The "New" Rights
Humanity is driven by the selfishness of few and the collaboration of many. Certainly everybody should know George Bernard Shaw's famous quotation, "All progress depends on the unreasonable man. The reasonable man adapts himself to the world. The unreasonable man persists in trying to adapt the world to himself." For anything besides this to be the case, the comforts that are coveted by the selfish would be easily accessible by the lesser collaborators, for it's the nature of the reasonable man (or woman) to share. However, it's reasonable for the larger class of collaborators to be contented with their inequitably small piece of the pie as long as they have earned enough to meet their minimal requirements of comfort (food, shelter, leisure, etc).
However, there's a breaking point when the progress made by unreasonable men (and women) is so great that reasonable men are no longer needed to sustain it. This is, in fact, the goal of economy. Vis-a-vis: To make scarcity scarce. To live in a world where anybody can get whatever they'd want provided it doesn't sacrifice somebody else's natural rights (which are defined every once in a while by various organizations in order to assure the collaborator a minimum level of security that they can expect from the selfish). And while it might be a little confusing to consider, it's very easy to replace the collaborators (who require a percentage of the resources that need sharing) with machines (which only need to be manufactured once and maintained periodically). Suffice it to say, the collaborators end up going down the shit creek without a paddle.

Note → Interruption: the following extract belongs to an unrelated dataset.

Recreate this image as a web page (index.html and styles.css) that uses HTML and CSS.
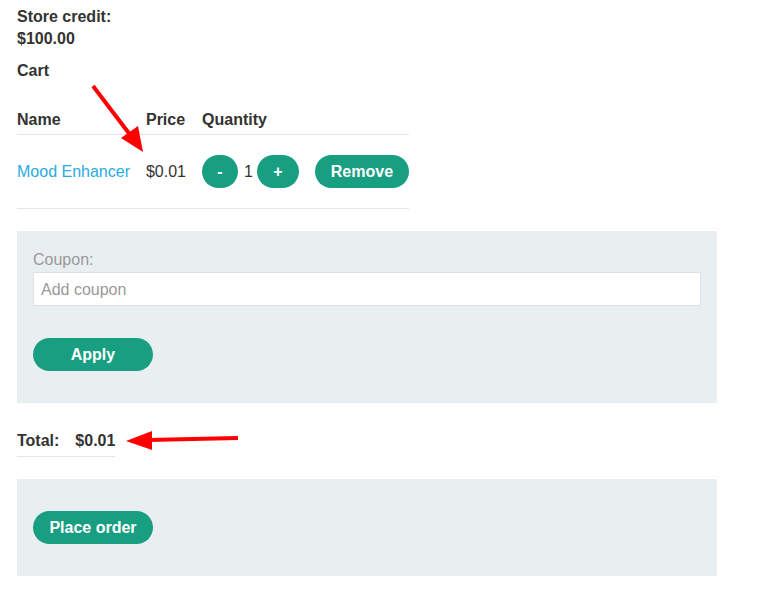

But certainly that isn't going to happen because the collaborators are reasonable men and they REQUIRE reasonable outcomes. Also, the simple solution to the social contract between the reasonable and unreasonable man is packaged right there in the preceding paragraph: make Amendments to the natural rights of man. And this is the call for those Amendments... certainly in an age of telecommunications, space exploration, industrialization, and global warming there can be compromises struck between the selfish and the collaborators to balance the grand social order.
So before we go any further, I'd put it out there that everybody has a natural right to food and shelter in the modern world. Nobody should end up like this. Does anybody else have thoughts? Leave a comment.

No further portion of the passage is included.